You are viewing a plain text version of this content. The canonical link for it is here.
Posted to dev@flink.apache.org by Marjan Jordanovski <mj...@gmail.com> on 2022/12/21 17:09:09 UTC

Question about match_recognize clause in Flink

Hello,

I am using custom made connector to create Source table in this way:

    create table Source (
        ts TIMESTAMP(3),
        instance STRING,
        sservice STRING,
        logdatetime STRING,
        threadid STRING,
        level STRING,
        log_line STRING
    ) with (
        'connector'='lokiquery',
        'host'='<lokiurl>',
        'lokiqueryparamsstring'='query={instance="test",
service="test"}&limit=5000&start=2022-12-15T16:40:09.560Z&end=2022-12-15T16:58:09.570Z'
    );

In this table I successfully store data from the specified time range from
loki. Data is coming as a batch. (not stream)

Then I want to create another table that will look for patterns in the
log_line column from the Source table. I am doing following:

SELECT *
FROM Source
    MATCH_RECOGNIZE (
        ORDER BY ts
        MEASURES
            START_ROW.ts AS start_ts,
            END_ROW.ts AS end_ts
        ONE ROW PER MATCH
        AFTER MATCH SKIP TO LAST END_ROW
        PATTERN (START_ROW{1} UNK_ROW+? MID_ROW{2} END_ROW{1})
        DEFINE
            START_ROW AS START_ROW.log_line SIMILAR TO
'%componentId:.{2}GridInstance_grtm_gridtemplate_headache_view_null%',
            MID_ROW AS MID_ROW.log_line SIMILAR TO '%DSResponse -
DSResponse: List with%',
            END_ROW AS END_ROW.log_line SIMILAR TO '%ContentRepository%'
    ) MR;

And when using python's pyflink, this works just fine!
But when I try the same thing in flink sql cli, I get strange error after
executing second table:

[ERROR] Could not execute SQL statement.
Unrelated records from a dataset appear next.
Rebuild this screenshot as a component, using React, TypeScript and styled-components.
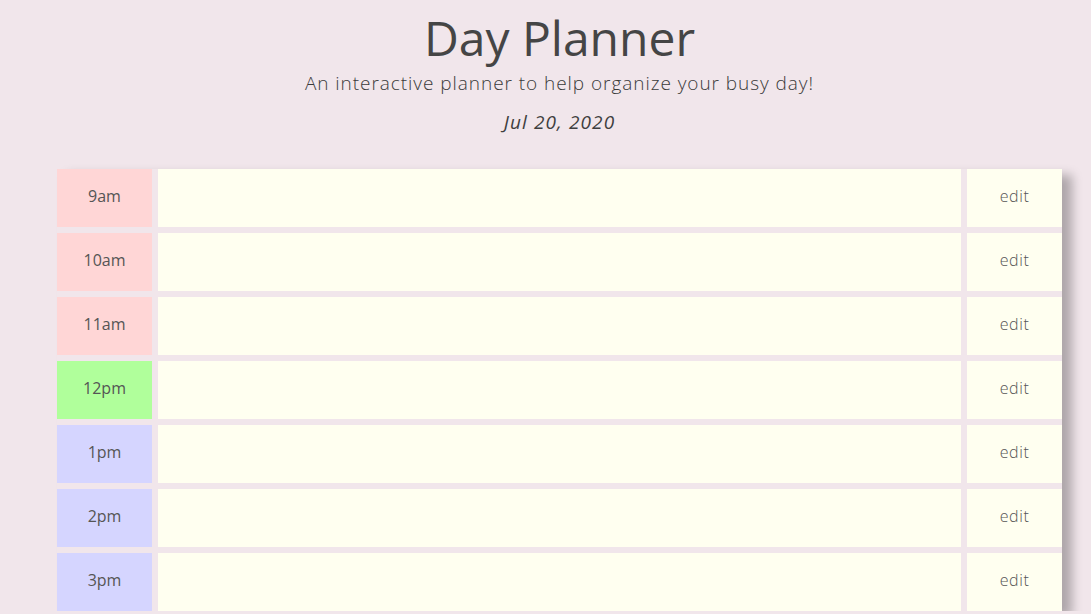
import React from "react";
import styled, { createGlobalStyle } from "styled-components";

const Global = createGlobalStyle`
  html, body { margin: 0; padding: 0; }
  body {
    background: #f1e6eb;
    font-family: "Open Sans", "Liberation Sans", sans-serif;
    color: #444;
    overflow: hidden;
  }
`;

const Page = styled.div`
  width: 1005px;
  margin-left: 57px;
`;

const Header = styled.header`
  display: flex;
  flex-direction: column;
  align-items: center;
  padding-top: 8px;
`;

const Title = styled.h1`
  margin: 0;
  font-size: 48px;
  font-weight: 400;
  line-height: 60px;
  color: #454545;
`;

const Lead = styled.p`
  margin: 0;
  font-size: 19px;
  font-weight: 300;
  line-height: 30px;
  letter-spacing: 0.95px;
  color: #3a3a3a;
`;

const DateText = styled.p`
  margin: 9px 0 0;
  font-size: 19px;
  font-style: italic;
  font-weight: 400;
  line-height: 30px;
  letter-spacing: 1.1px;
  color: #3f3f3f;
`;

const Planner = styled.div`
  margin-top: 32px;
  display: flex;
  flex-direction: column;
  gap: 6px;
  box-shadow: 10px 6px 10px rgba(0, 0, 0, 0.28);
`;

const Row = styled.div`
  display: grid;
  grid-template-columns: 95px 1fr 95px;
  column-gap: 6px;
  height: 58px;
`;

const Hour = styled.div<{ $state: "past" | "present" | "future" }>`
  display: flex;
  align-items: center;
  justify-content: center;
  padding-bottom: 4px;
  box-sizing: border-box;
  font-size: 16px;
  color: #555;
  background: ${(p) =>
    p.$state === "past" ? "#ffd6d6" : p.$state === "present" ? "#b0ff9b" : "#d5d5ff"};
`;

const Entry = styled.textarea`
  border: none;
  resize: none;
  margin: 0;
  padding: 8px;
  background: #fffff0;
  font-family: inherit;
  outline: none;
`;

const Edit = styled.button`
  border: none;
  margin: 0;
  padding: 0 0 4px;
  background: #fffff0;
  font-family: inherit;
  font-size: 16px;
  font-weight: 300;
  letter-spacing: 0.6px;
  color: #555;
  cursor: pointer;
`;

const hours: { label: string; state: "past" | "present" | "future" }[] = [
  { label: "9am", state: "past" },
  { label: "10am", state: "past" },
  { label: "11am", state: "past" },
  { label: "12pm", state: "present" },
  { label: "1pm", state: "future" },
  { label: "2pm", state: "future" },
  { label: "3pm", state: "future" },
];

export default function App() {
  return (
    <>
      <Global />
      <Page>
        <Header>
          <Title>Day Planner</Title>
          <Lead>An interactive planner to help organize your busy day!</Lead>
          <DateText>Jul 20, 2020</DateText>
        </Header>
        <Planner>
          {hours.map((h) => (
            <Row key={h.label}>
              <Hour $state={h.state}>{h.label}</Hour>
              <Entry />
              <Edit>edit</Edit>
            </Row>
          ))}
        </Planner>
      </Page>
    </>
  );
}
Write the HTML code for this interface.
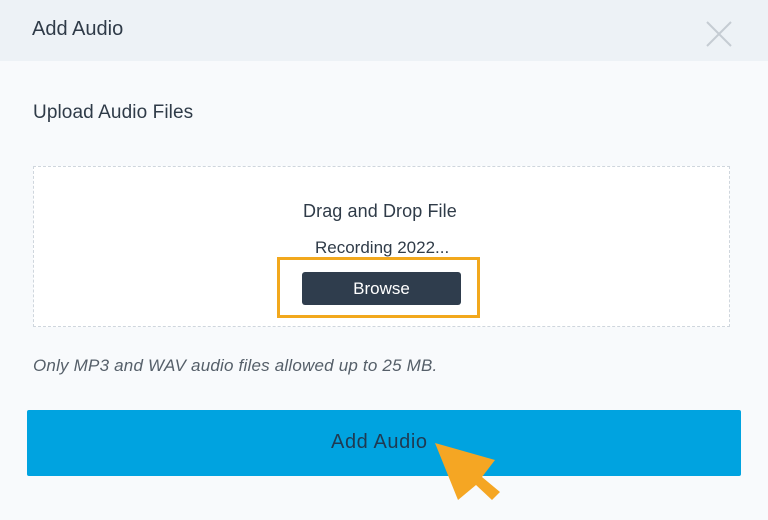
<!DOCTYPE html>
<html><head><meta charset="utf-8"><style>
html,body{margin:0;padding:0;width:768px;height:520px;overflow:hidden;background:#f8fafc;font-family:"Liberation Sans",sans-serif;color:#2f3b48;position:relative}
.hdr{position:absolute;left:0;top:0;width:768px;height:61px;background:#edf2f6}
.t{position:absolute;white-space:nowrap}
.drop{position:absolute;left:33px;top:166px;width:695px;height:159px;background:#fff;border:1px dashed #cfd6dd}
.browse{position:absolute;left:302px;top:272px;width:159px;height:33px;background:#2f3d4d;border-radius:3px;color:#fff;font-size:17px;text-align:center;line-height:33px}
.hl{position:absolute;left:277px;top:257px;width:203px;height:61px;border:3px solid #f2a81d;box-sizing:border-box}
.btn{position:absolute;left:27px;top:410px;width:714px;height:66px;background:#00a3e0;border-radius:2px}
</style></head><body>
<div class="hdr"></div>
<div class="t" style="left:32px;top:18px;font-size:20px;letter-spacing:0px">Add Audio</div>
<svg style="position:absolute;left:706px;top:21px" width="26" height="26"><path d="M1 1L25 25M25 1L1 25" stroke="#c5ccd3" stroke-width="2" fill="none"/></svg>
<div class="t" style="left:33px;top:102px;font-size:19px;letter-spacing:0.1px">Upload Audio Files</div>
<div class="drop"></div>
<div class="t" style="left:303px;top:201px;font-size:18px;letter-spacing:0.1px">Drag and Drop File</div>
<div class="t" style="left:315px;top:238px;font-size:17px">Recording 2022...</div>
<div class="browse">Browse</div>
<div class="hl"></div>
<div class="t" style="left:33px;top:356px;font-size:17px;font-style:italic;color:#555f69;letter-spacing:0.2px">Only MP3 and WAV audio files allowed up to 25 MB.</div>
<div class="btn"></div>
<div class="t" style="left:331px;top:431px;font-size:20px;color:#1f3a52;letter-spacing:0.6px">Add Audio</div>
<svg style="position:absolute;left:0;top:0" width="768" height="520"><polygon points="435,443 495,460 482,477 500,492 492,500 476,485 458,500" fill="#f5a623"/></svg>
</body></html>
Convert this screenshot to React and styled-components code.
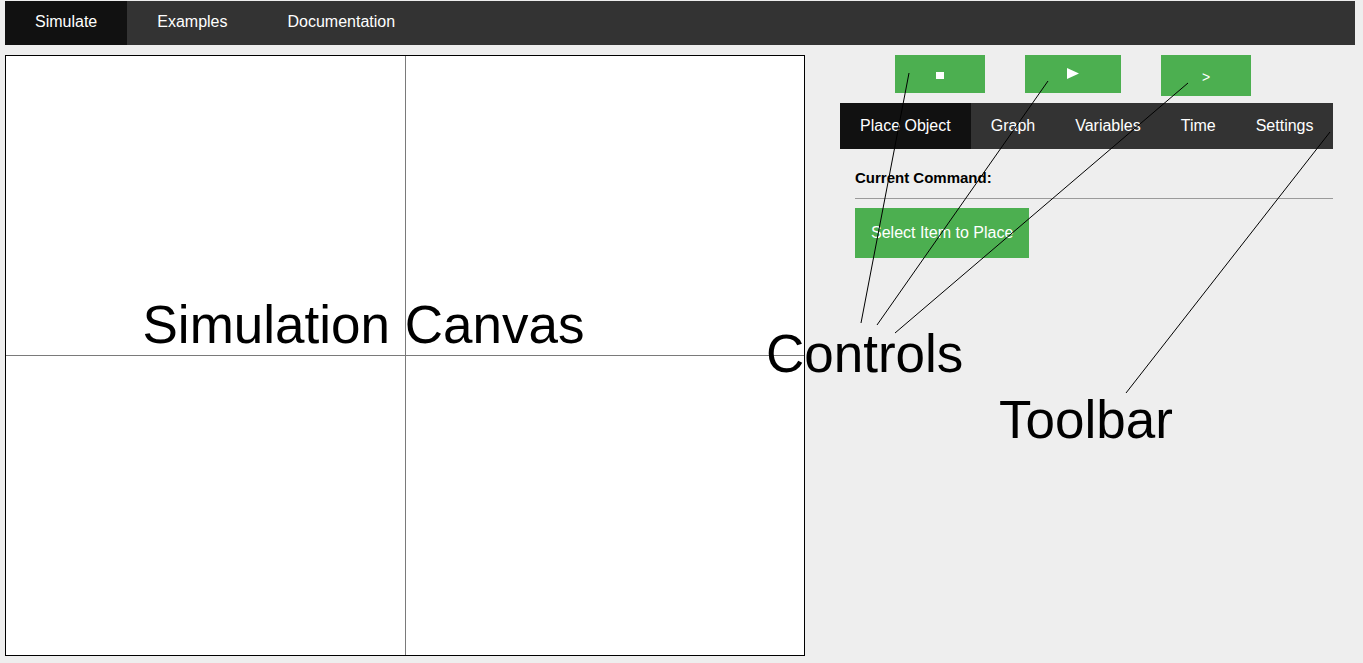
import React from "react";
import styled, { createGlobalStyle } from "styled-components";

const GlobalStyle = createGlobalStyle`
  body {
    margin: 0;
    background: #eeeeee;
    font-family: "Liberation Sans", Arial, sans-serif;
  }
`;

const navItems = ["Simulate", "Examples", "Documentation"];
const toolTabs = ["Place Object", "Graph", "Variables", "Time", "Settings"];

// annotation lines drawn over the page
const pointers = [
  [861, 323, 909, 73],
  [877, 325, 1048, 81],
  [895, 333, 1188, 83],
  [1126, 393, 1330, 132],
];

const labels = [
  { text: "Simulation Canvas", left: 142.5, top: 298 },
  { text: "Controls", left: 766, top: 327 },
  { text: "Toolbar", left: 999, top: 393 },
];

const App = () => {
  return (
    <Page>
      <GlobalStyle />
      <NavBar>
        {navItems.map((item, i) => (
          <NavTab key={item} $active={i === 0}>
            {item}
          </NavTab>
        ))}
      </NavBar>
      <Main>
        <Canvas />
        <Side>
          <Controls>
            <ControlButton $w={90} $h={38}>
              <StopIcon $dy={3} />
            </ControlButton>
            <ControlButton $w={96} $h={38}>
              <PlayIcon viewBox="0 0 12 11" $dy={-1}>
                <polygon points="0,0 12,5.5 0,11" fill="#fff" />
              </PlayIcon>
            </ControlButton>
            <ControlButton $w={90} $h={41}>
              <StepGlyph>&gt;</StepGlyph>
            </ControlButton>
          </Controls>
          <Toolbar>
            {toolTabs.map((tab, i) => (
              <ToolTab key={tab} $active={i === 0}>
                {tab}
              </ToolTab>
            ))}
          </Toolbar>
          <PanelBody>
            <CommandLabel>Current Command:</CommandLabel>
            <Rule />
            <SelectButton>Select Item to Place</SelectButton>
          </PanelBody>
        </Side>
      </Main>
      <Overlay>
        <svg width="1363" height="663">
          {pointers.map(([x1, y1, x2, y2], i) => (
            <line
              key={i}
              x1={x1}
              y1={y1}
              x2={x2}
              y2={y2}
              stroke="#000"
              strokeWidth="1"
            />
          ))}
        </svg>
        {labels.map((l) => (
          <Label key={l.text} style={{ left: l.left, top: l.top }}>
            {l.text}
          </Label>
        ))}
      </Overlay>
    </Page>
  );
};

export default App;

const Page = styled.div`
  position: relative;
  padding: 1px 8px 0 5px;
  min-height: 662px;
`;

const NavBar = styled.nav`
  display: flex;
  height: 44px;
  background: #333333;
`;

const NavTab = styled.div`
  padding: 12px 30px 14px;
  line-height: 18px;
  font-size: 16px;
  color: #ffffff;
  white-space: nowrap;
  background: ${(p) => (p.$active ? "#111111" : "transparent")};
`;

const Main = styled.main`
  display: flex;
  align-items: flex-start;
  gap: 35px;
  margin-top: 10px;
`;

const Canvas = styled.div`
  flex-shrink: 0;
  width: 800px;
  height: 601px;
  box-sizing: border-box;
  border: 1px solid #000;
  background-color: #ffffff;
  background-image: linear-gradient(
      to right,
      transparent 399px,
      #7a7a7a 399px,
      #7a7a7a 400px,
      transparent 400px
    ),
    linear-gradient(
      to bottom,
      transparent 299px,
      #7a7a7a 299px,
      #7a7a7a 300px,
      transparent 300px
    );
`;

const Side = styled.section`
  display: flex;
  flex-direction: column;
  flex-shrink: 0;
  width: 493px;
`;

const Controls = styled.div`
  display: flex;
  align-items: flex-start;
  gap: 40px;
  padding-left: 55px;
  margin-bottom: 7px;
`;

const ControlButton = styled.button`
  display: flex;
  align-items: center;
  justify-content: center;
  width: ${(p) => p.$w}px;
  height: ${(p) => p.$h}px;
  padding: 0;
  border: none;
  background: #4caf50;
  color: #ffffff;
`;

const StopIcon = styled.span`
  display: block;
  width: 8px;
  height: 7px;
  background: #ffffff;
  margin-top: ${(p) => p.$dy}px;
`;

const PlayIcon = styled.svg`
  width: 12px;
  height: 11px;
  margin-top: ${(p) => p.$dy}px;
`;

const StepGlyph = styled.span`
  font-family: "Liberation Sans", Arial, sans-serif;
  font-size: 14px;
  line-height: 14px;
  margin-top: 2px;
`;

const Toolbar = styled.div`
  display: flex;
  background: #333333;
`;

const ToolTab = styled.div`
  flex-shrink: 0;
  padding: 14px 20px;
  line-height: 18px;
  font-size: 16px;
  color: #ffffff;
  white-space: nowrap;
  background: ${(p) => (p.$active ? "#111111" : "transparent")};
`;

const PanelBody = styled.div`
  display: flex;
  flex-direction: column;
  align-items: flex-start;
  padding: 20px 0 0 15px;
`;

const CommandLabel = styled.div`
  font-size: 15px;
  font-weight: bold;
  line-height: 17px;
  color: #000;
`;

const Rule = styled.div`
  align-self: stretch;
  border-top: 1px solid #9a9a9a;
  margin: 12px 0 9px;
`;

const SelectButton = styled.button`
  padding: 16px;
  border: none;
  background: #4caf50;
  color: #ffffff;
  font-family: inherit;
  font-size: 16px;
  line-height: 18px;
`;

const Overlay = styled.div`
  position: absolute;
  top: 0;
  left: 0;
  width: 1363px;
  height: 663px;
  pointer-events: none;

  svg {
    position: absolute;
    top: 0;
    left: 0;
  }
`;

const Label = styled.span`
  position: absolute;
  font-size: 53px;
  line-height: 1;
  color: #000;
  white-space: nowrap;
`;
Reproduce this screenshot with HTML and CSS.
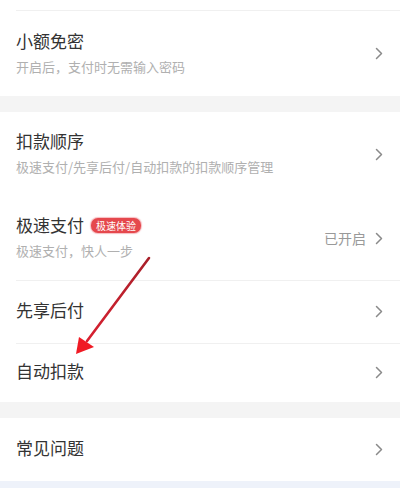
FILE: index.html
```html
<!DOCTYPE html>
<html lang="zh-CN">
<head>
<meta charset="utf-8">
<title>支付设置</title>
<link rel="stylesheet" href="styles.css">
</head>
<body>
<div class="page">
  <div class="top-cap"></div>
  <section class="group">
    <div class="row row-tall row-first">
      <div class="text">
        <div class="title">小额免密</div>
        <div class="sub">开启后，支付时无需输入密码</div>
      </div>
      <svg class="chev" viewBox="0 0 8 13"><path d="M1.5 1.5 L6.5 6.5 L1.5 11.5" /></svg>
    </div>
  </section>
  <div class="gap"></div>
  <section class="group">
    <div class="row row-tall">
      <div class="text">
        <div class="title">扣款顺序</div>
        <div class="sub">极速支付/先享后付/自动扣款的扣款顺序管理</div>
      </div>
      <svg class="chev" viewBox="0 0 8 13"><path d="M1.5 1.5 L6.5 6.5 L1.5 11.5" /></svg>
    </div>
    <div class="row row-tall">
      <div class="text">
        <div class="title">极速支付<span class="badge">极速体验</span></div>
        <div class="sub">极速支付，快人一步</div>
      </div>
      <span class="status">已开启</span>
      <svg class="chev" viewBox="0 0 8 13"><path d="M1.5 1.5 L6.5 6.5 L1.5 11.5" /></svg>
    </div>
    <div class="row row-short divided">
      <div class="text"><div class="title">先享后付</div></div>
      <svg class="chev" viewBox="0 0 8 13"><path d="M1.5 1.5 L6.5 6.5 L1.5 11.5" /></svg>
    </div>
    <div class="row row-short2 divided">
      <div class="text"><div class="title">自动扣款</div></div>
      <svg class="chev" viewBox="0 0 8 13"><path d="M1.5 1.5 L6.5 6.5 L1.5 11.5" /></svg>
    </div>
  </section>
  <div class="gap"></div>
  <section class="group">
    <div class="row row-short">
      <div class="text"><div class="title">常见问题</div></div>
      <svg class="chev" viewBox="0 0 8 13"><path d="M1.5 1.5 L6.5 6.5 L1.5 11.5" /></svg>
    </div>
  </section>
  <div class="bottom"></div>

  <svg class="arrow" viewBox="0 0 400 488" width="400" height="488">
    <defs>
      <linearGradient id="ag" x1="149" y1="258" x2="88" y2="340" gradientUnits="userSpaceOnUse">
        <stop offset="0" stop-color="#a8202a"/>
        <stop offset="1" stop-color="#d82030"/>
      </linearGradient>
    </defs>
    <line x1="149" y1="258" x2="87" y2="341" stroke="url(#ag)" stroke-width="2.6" stroke-linecap="round"/>
    <polygon points="76,354 79,337 94,347" fill="#f01a24"/>
  </svg>
</div>
</body>
</html>
```

FILE: styles.css
```css
html, body {
  margin: 0;
  padding: 0;
  background: #ffffff;
}

body {
  font-family: "Noto Sans CJK SC", "Noto Sans", sans-serif;
  color: #333333;
}

.page {
  position: relative;
  width: 400px;
  height: 488px;
  overflow: hidden;
  background: #ffffff;
}

.top-cap {
  height: 10px;
  background: #ffffff;
}

.group {
  background: #ffffff;
}

.row {
  display: flex;
  align-items: center;
  padding: 0 17px 0 16px;
  box-sizing: border-box;
  position: relative;
}

.row-first {
  border-top: 1px solid #f0f0f0;
  margin-left: 16px;
  padding-left: 0;
}

.row-tall {
  height: 84px;
}

.row-first.row-tall {
  height: 86px;
}

.row-short {
  height: 63px;
}

.row-short2 {
  height: 59px;
}

.text {
  flex: 1;
  display: flex;
  flex-direction: column;
  gap: 5px;
  margin-bottom: 3px;
}

.divided::before {
  content: "";
  position: absolute;
  top: 0;
  left: 16px;
  right: 0;
  border-top: 1px solid #f0f0f0;
}

.title {
  font-size: 17px;
  line-height: 24px;
  color: #333333;
  display: flex;
  align-items: center;
}

.sub {
  font-size: 13px;
  line-height: 18px;
  color: #b0b0b0;
}

.badge {
  display: inline-block;
  margin-left: 7px;
  height: 15px;
  line-height: 15px;
  padding: 0 5px;
  border-radius: 7px;
  background: #e5484d;
  color: #ffffff;
  font-size: 10px;
  box-shadow: 0 0 1px 1px rgba(240, 120, 130, 0.5);
}

.status {
  font-size: 14px;
  color: #999999;
  margin-right: 9px;
}

.chev {
  width: 8px;
  height: 13px;
  flex: none;
}

.chev path {
  fill: none;
  stroke: #8a8a8a;
  stroke-width: 1.5;
  stroke-linecap: round;
  stroke-linejoin: round;
}

.gap {
  height: 16px;
  background: #f4f4f4;
}

.bottom {
  height: 8px;
  background: #eef2fa;
}

.arrow {
  position: absolute;
  top: 0;
  left: 0;
  pointer-events: none;
}
```
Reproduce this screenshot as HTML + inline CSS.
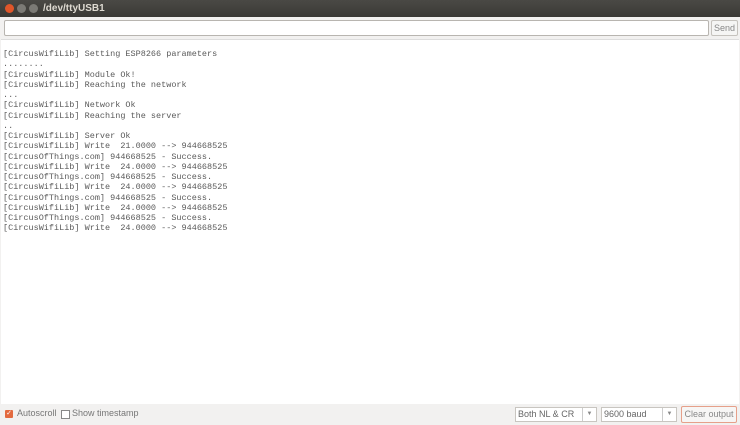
<!DOCTYPE html><html><head><style>
body{margin:0;width:740px;height:425px;overflow:hidden;background:#f2f1f0;font-family:"Liberation Sans",sans-serif;position:relative}
.t{position:absolute;left:0;top:0;width:740px;height:17px;background:linear-gradient(#4a4945,#3a3935);}
.t b{position:absolute;top:4px;width:9px;height:9px;border-radius:50%;}
.tt{position:absolute;left:43px;top:3px;font-size:10px;font-weight:bold;color:#dfdbd2}
.in{position:absolute;left:4px;top:20px;width:703px;height:14px;background:#fff;border:1px solid #b8b5b0;border-radius:2px}
.send{position:absolute;left:711px;top:20px;width:25px;height:14px;border:1px solid #c5c2bd;border-radius:2px;font-size:9px;color:#888;text-align:center;line-height:14px;background:#f5f5f4}
.out{position:absolute;left:1px;top:39px;width:738px;height:364px;background:#fff;border-top:1px solid #ddd}
pre{margin:0;position:absolute;left:2px;top:9px;font-family:"Liberation Mono",monospace;font-size:8.5px;line-height:10.25px;color:#5a5a5a}
.bot{position:absolute;top:408px;font-size:9px;color:#777}
.sel{position:absolute;top:407px;height:13px;border:1px solid #c8c5c0;background:#fff;font-size:9px;color:#666;line-height:13px;padding-left:2px;box-sizing:content-box}
.sel i{position:absolute;right:0;top:0;width:13px;height:13px;border-left:1px solid #ccc;font-style:normal;font-size:6px;text-align:center;color:#888}
</style></head><body>
<div class="t"><b style="left:5px;background:#e0562a"></b><b style="left:17px;background:#7b7a75"></b><b style="left:29px;background:#7b7a75"></b><div class="tt">/dev/ttyUSB1</div></div>
<div class="in"></div><div class="send">Send</div>
<div class="out"><pre>[CircusWifiLib] Setting ESP8266 parameters
........
[CircusWifiLib] Module Ok!
[CircusWifiLib] Reaching the network
...
[CircusWifiLib] Network Ok
[CircusWifiLib] Reaching the server
..
[CircusWifiLib] Server Ok
[CircusWifiLib] Write  21.0000 --&gt; 944668525
[CircusOfThings.com] 944668525 - Success.
[CircusWifiLib] Write  24.0000 --&gt; 944668525
[CircusOfThings.com] 944668525 - Success.
[CircusWifiLib] Write  24.0000 --&gt; 944668525
[CircusOfThings.com] 944668525 - Success.
[CircusWifiLib] Write  24.0000 --&gt; 944668525
[CircusOfThings.com] 944668525 - Success.
[CircusWifiLib] Write  24.0000 --&gt; 944668525</pre></div>
<div style="position:absolute;left:5px;top:410px;width:8px;height:8px;background:#e36a3f;border-radius:1px;color:#fff;font-size:7px;line-height:8px;text-align:center">✓</div>
<div class="bot" style="left:17px">Autoscroll</div>
<div style="position:absolute;left:61px;top:410px;width:7px;height:7px;border:1px solid #888;background:#fff"></div>
<div class="bot" style="left:72px">Show timestamp</div>
<div class="sel" style="left:515px;width:78px">Both NL &amp; CR<i>▼</i></div>
<div class="sel" style="left:601px;width:72px">9600 baud<i>▼</i></div>
<div style="position:absolute;left:681px;top:406px;width:54px;height:15px;border:1px solid #e6a08a;border-radius:2px;font-size:9px;color:#888;text-align:center;line-height:15px;background:#f7f6f5">Clear output</div>
</body></html>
Reason:
org.apache.calcite.plan.RelOptPlanner$CannotPlanException: There are not
enough rules to produce a node with desired properties: convention=LOGICAL,
FlinkRelDistributionTraitDef=any, sort=[].
Missing conversion is LogicalMatch[convention: NONE -> LOGICAL]
There is 1 empty subset: rel#175:RelSubset#1.LOGICAL.any.[], the relevant
part of the original plan is as follows
167:LogicalMatch(partition=[[]], order=[[0 ASC-nulls-first]],
outputFields=[[start_ts, end_ts]], allRows=[false], after=[SKIP TO
LAST(_UTF-16LE'END_ROW')],
pattern=[(((PATTERN_QUANTIFIER(_UTF-16LE'START_ROW', 1, 1, false),
PATTERN_QUANTIFIER(_UTF-16LE'UNK_ROW', 1, -1, true)),
PATTERN_QUANTIFIER(_UTF-16LE'MID_ROW', 2, 2, false)),
PATTERN_QUANTIFIER(_UTF-16LE'END_ROW', 1, 1, false))],
isStrictStarts=[false], isStrictEnds=[false], subsets=[[]],
patternDefinitions=[[SIMILAR TO(PREV(START_ROW.$6, 0),
_UTF-16LE'%componentId:.{2}GridInstance_grtm_gridtemplate_headache_view_null%'),
SIMILAR TO(PREV(MID_ROW.$6, 0), _UTF-16LE'%DSResponse - DSResponse: List
with%'), SIMILAR TO(PREV(END_ROW.$6, 0), _UTF-16LE'%ContentRepository%')]],
inputFields=[[ts, instance, service, logdatetime, threadid, level,
log_line]])
  1:LogicalTableScan(subset=[rel#166:RelSubset#0.NONE.any.[]],
table=[[default_catalog, default_database, Source]])

In python, where this works, these are only configs that I use for table
environment (of course I also include jar for my custom connector) :
env_settings = EnvironmentSettings.in_batch_mode()
t_env = TableEnvironment.create(env_settings)
t_env.get_config().get_configuration().set_string("parallelism.default",
"1")

Therefore I set these values in flink sql table:
SET 'execution.runtime-mode' = 'batch';
SET 'parallelism.default' = '1';

But it didn't help. Does anyone have any idea what could be causing this
issue?

Thank you,
Marjan